Sim. Acho que é uma bela maneira de entrar em contato com as energias da natureza, que são personalizadas ali. De novo, é a mesma coisa. Não se trata de ideolatria. Para alguns, é um caminho, e um caminho muito sensível. Todos os caminhos são bons. A condição é que a gente não pare no meio do caminho (risos). Todos os poços são bons, se a gente não ficar na metade do poço. É preciso descer até a fonte.
O senhor cunhou há alguns anos o termo normose. Acredita que hoje estamos sofrendo mais ou menos desse mal?

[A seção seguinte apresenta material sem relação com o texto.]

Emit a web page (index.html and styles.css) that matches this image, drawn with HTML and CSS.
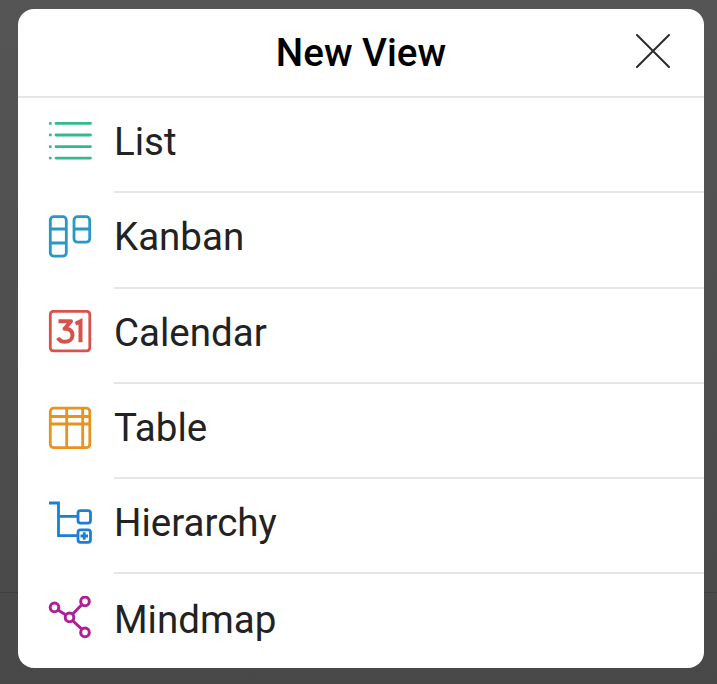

A normose é querer ser como todo mundo. Com a incitação da mídia, todo mundo procura se parecer. Muitas vezes, no nível do pensamento, mas também na maneira de se vestir. Para muitos, é difícil aceitar as suas diferenças. No entanto, cada um de nós é único e diferente. Quando visitei a Ananda, eu dizia às crianças: a rã e os macacos são iguais, são animais, mas se a rã quiser se tornar tão grande quanto o macaco, ela vai explodir e não será nem uma rã, nem um macaco. É preciso aceitar a si próprio, aceitar que nós somos iguais uns aos outros, e ao mesmo tempo diferentes. Um elefante não é um gato. Não se deve procurar comparações, e sim ser você mesmo. O fato de sermos diferente nos faz ter medo de sermos rejeitados. É um sentimento muito forte o medo do ostracismo, medo de ser rejeitado pela família, pelos amigos, pelo partido, pela religião. É um longo caminho tornar-se livre.
Sua autobiografia, O Absurdo e a Graça, foi lançada em 1990 na França, quando o senhor estava com 40 anos. O senhor já disse que mudamos nossa forma de entender o que é divino em momentos diferentes da vida. De que maneira percebia Deus antes e como o percebe agora?
Antes, eu apreendia Deus de uma maneira muito mental, como sendo a causa primeira, como sendo uma abstração. Hoje em dia, eu tenho menos ideias ou imagens sobre Deus. É como Jó. Em determinado momento, Jó perde tudo: sua saúde, sua família, sua riqueza. E ele perde principalmente o bom Deus, porque ele acreditava que Deus era bom e justo. Mas apesar de tudo que acontece com ele, algo injusto e inaceitável, o sofrimento do inocente, ali ele descobre que talvez Deus não seja a imagem que ele tinha de Deus. Ele perde os conceitos, as representações que tinha de Deus, mas não a fé. Ele descobre que Deus é mais do que Deus. Está além do que nós chamamos do bem e do mal, além dos contrários. E para isso não existe um nome. Porque nosso cérebro funciona sempre em binários, positivo e negativo. E nesse momento, Jó entra no silêncio. E Deus existe nesse silêncio. Hoje em dia, para mim, Deus está no silêncio, além de todas as qualidades ou representações que a gente possa dar. É apenas o silêncio que pode conhecer o silêncio. Somente o silêncio que pode falar com o silêncio. E agora eu me calo.